À travers cette fable animalière, Rostand dépeint une galerie de personnages symboliques : Chantecler incarne l’idéalisme et la sincérité spirituelle, le merle représente le cynisme mondain, la pintade symbolise le snobisme bourgeois, tandis que Patou, le chien fidèle, personnifie la loyauté et la clairvoyance. Les oiseaux de nuit, comploteurs acharnés, manifestent la haine de tout ce qui brille.

Le conflit entre l’idéalisme de Chantecler et le cynisme de ses détracteurs résonne comme une métaphore de la lutte éternelle entre sincérité artistique et conformisme social.
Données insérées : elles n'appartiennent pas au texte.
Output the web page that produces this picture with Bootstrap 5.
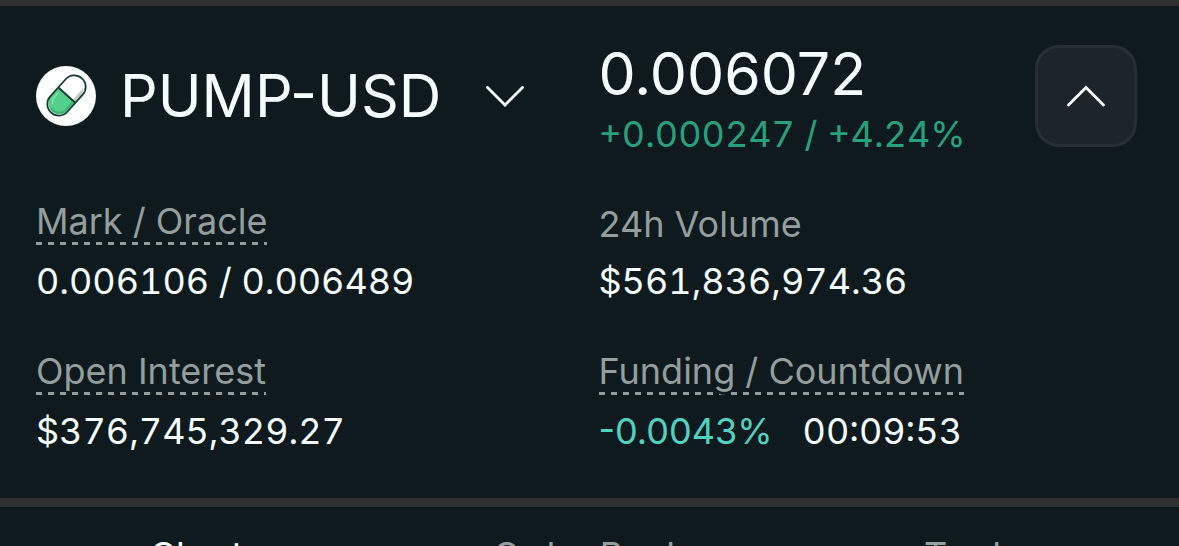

La dimension autobiographique transparaît également : les angoisses créatives de Rostand, ses problèmes de santé et son perfectionnisme obsessionnel trouvent un écho dans les tourments de son protagoniste.

La pièce a connu plusieurs adaptations notables, dont un long-métrage d’animation de Don Bluth en 1991, « Rock-o-rico », et un téléfilm réalisé par Jean-Christophe Averty en 1977. Disney envisagea même une adaptation animée dans les années 1960, finalement abandonnée au profit de « L’Épée dans la pierre » de Terence Hanbury White qui donnera « Merlin l’Enchanteur ». Walt Disney lui-même exprima ses réserves, estimant qu’un coq ne suscitait pas suffisamment d’empathie comme personnage principal.

Aux éditions FLAMMARION ; 366 pages.